Forensics: In which we adapt to our audience

PJ talks about not wanting debaters to be directed into one or another of a couple of narrow styles. I wonder.

For the longest time, I preached that judge adaptation was the most important thing a debater could do in a round. After all, it was the judge who was writing the ballot, so if you wanted that ballot, you did your best to appeal to that particular judge. We’ve talked a lot about prefs and paradigms, but realistically, at most tournaments most debaters know pretty well who’s judging them. Sure, if I go to Greenhill, I’d better read some paradigms, because I don’t know Texas from taxes and the pool will presumably be strongly circuit, but if I go to Bump or Ridge or Newark or Scarsdale, well, it’s mostly the usual suspects. Even Yale and Princeton and Columbia trade in mostly the usual suspects. There’s not a hell of a lot of mystery for the average debater, in other words. I wonder sometimes if we’re talking generalities that are, in fact, inaccurate extrapolations from narrowly perceived specifics.

In any case, while judge adaptation may not be what it used to be as LD has grown up a bit, I think it’s still more important that people acknowledge. I know plenty of extremely strong debaters who have been able to pick up anyone’s ballot, from the most circuit judge to the sweetest mommy judge.
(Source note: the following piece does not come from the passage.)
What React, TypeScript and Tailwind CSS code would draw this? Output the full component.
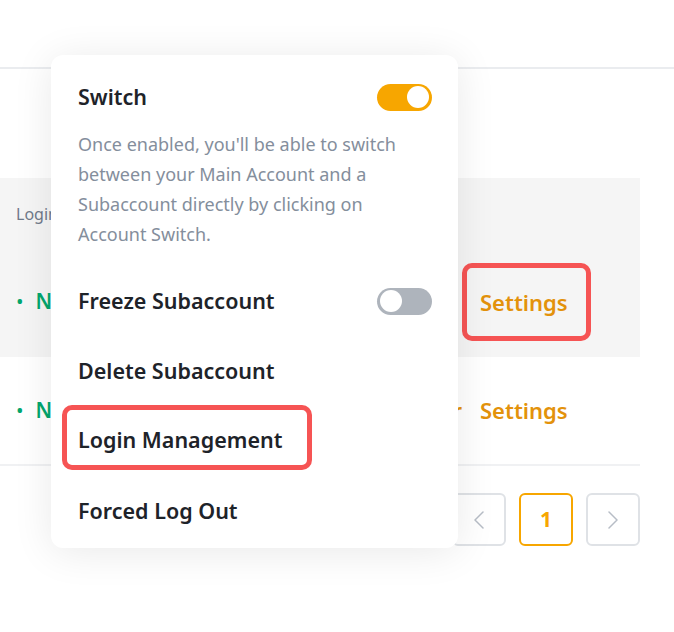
import React from "react";

function Toggle({ on }: { on: boolean }) {
  return (
    <div
      className={
        on
          ? "w-[55px] h-[27px] rounded-full bg-[#f7a600] flex items-center justify-end px-[3px]"
          : "w-[55px] h-[27px] rounded-full bg-[#aeb4bc] flex items-center justify-start px-[3px]"
      }
    >
      <div className="w-[22px] h-[22px] rounded-full bg-white" />
    </div>
  );
}

function Chevron({ dir }: { dir: "left" | "right" }) {
  return (
    <svg width="12" height="18" viewBox="0 0 12 18" fill="none">
      <path
        d={dir === "left" ? "M10 1 L2 9 L10 17" : "M2 1 L10 9 L2 17"}
        stroke="#b7bdc6"
        strokeWidth="1.5"
        strokeLinecap="round"
        strokeLinejoin="round"
      />
    </svg>
  );
}

function Status() {
  return (
    <div className="flex items-center whitespace-nowrap">
      <span className="text-[#03a66d] text-[20px] mr-[12px]">•</span>
      <span className="text-[#03a66d] text-[21px] font-semibold">Normal</span>
    </div>
  );
}

export default function App() {
  const menuItems = ["Freeze Subaccount", "Delete Subaccount", "Login Management", "Forced Log Out"];
  const item = "text-[21.5px] font-semibold text-[#1e2329]";

  return (
    <div className="relative w-[674px] h-[632px] bg-white overflow-hidden font-['Noto_Sans',sans-serif]">
      <div className="h-[69px] border-b-2 border-[#eaecef]" />

      <div className="pr-[34px] pt-[109px]">
        {/* row 1 */}
        <div className="bg-[#f5f5f5] h-[179px] flex flex-col pl-4">
          <div className="mt-[24px] whitespace-nowrap h-[24px] leading-[24px] text-[16px] text-[#707a8a]">
            Login Status
          </div>
          <div className="mt-[37px] flex items-center">
            <div className="w-[446px] flex items-center">
              <Status />
            </div>
            <div className="w-[129px] h-[78px] border-[5px] border-[#f65454] rounded-[10px] pl-[13px] flex items-center">
              <span className="text-[#e3920b] text-[22px] font-semibold">Settings</span>
            </div>
          </div>
        </div>

        {/* row 2 */}
        <div className="h-[109px] border-b-2 border-[#f0f1f3] flex items-center pl-4">
          <div className="w-[446px] flex items-center">
            <Status />
            <span className="ml-auto text-[#e3920b] text-[22px] font-semibold">Transfer</span>
          </div>
          <span className="ml-[18px] text-[#e3920b] text-[22px] font-semibold">Settings</span>
        </div>

        {/* pagination */}
        <div className="mt-[27px] flex justify-end gap-[13px]">
          <div className="w-[54px] h-[53px] rounded-[6px] border-2 border-[#dfe2e6] flex items-center justify-center">
            <Chevron dir="left" />
          </div>
          <div className="w-[54px] h-[53px] rounded-[6px] border-2 border-[#f7a600] flex items-center justify-center text-[#f7a600] text-[21px] font-bold">
            1
          </div>
          <div className="w-[54px] h-[53px] rounded-[6px] border-2 border-[#dfe2e6] flex items-center justify-center">
            <Chevron dir="right" />
          </div>
        </div>
      </div>

      {/* popover menu */}
      <div className="absolute left-[51px] top-[55px] w-[407px] h-[493px] rounded-[12px] bg-white shadow-[0_4px_40px_rgba(0,0,0,0.09)] pl-[27px] pr-[26px] pt-[28px]">
        <div className="flex items-center justify-between h-[28px]">
          <span className={item}>Switch</span>
          <Toggle on />
        </div>
        <p className="mt-[18px] text-[18px] leading-[30px] text-[#848e9c] pr-[10px]">
          Once enabled, you'll be able to switch between your Main Account and a Subaccount directly by clicking on
          Account Switch.
        </p>
        <div className="mt-[17px]">
          {menuItems.map((label) =>
            label === "Login Management" ? (
              <div key={label} className="h-[70px] flex items-start">
                <div className="-mt-px -ml-[16px] w-[250px] h-[65px] border-[5px] border-[#f65454] rounded-[10px] pl-[11px] pt-[6px] flex items-center">
                  <span className={item}>{label}</span>
                </div>
              </div>
            ) : (
              <div key={label} className="h-[70px] flex items-center justify-between">
                <span className={item}>{label}</span>
                {label === "Freeze Subaccount" && <Toggle on={false} />}
              </div>
            )
          )}
        </div>
      </div>
    </div>
  );
}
They might have on some level preferred a circuit judge, allowing them to get up their head of argumentative steam, but on the level of, I wanna win this ballot, they did what had to be done. They slowed down. They lost the jargon. They skipped the outrĂ© material. They stuck to the basics of upholding their values and got nice little 30s and nice little wins. I have, by the same token, actually seen debaters prefer to forfeit a round than debate in front of a judge they thought of as (I shudder at this word) “illegit.” I’ve also seen debaters who have refused to acknowledge the nature of their judge, refusing to adjust on some presumption that their way of debating is the right one, and if you don’t get it, that’s your problem. As far as I recall, the point of a debate round is to pick up the ballot. How does one get one’s brain into such a twist as to think there is some other point? (I don’t mean, of course, a ballot at any cost, but the issue here is not sportsmanship, just common sense.)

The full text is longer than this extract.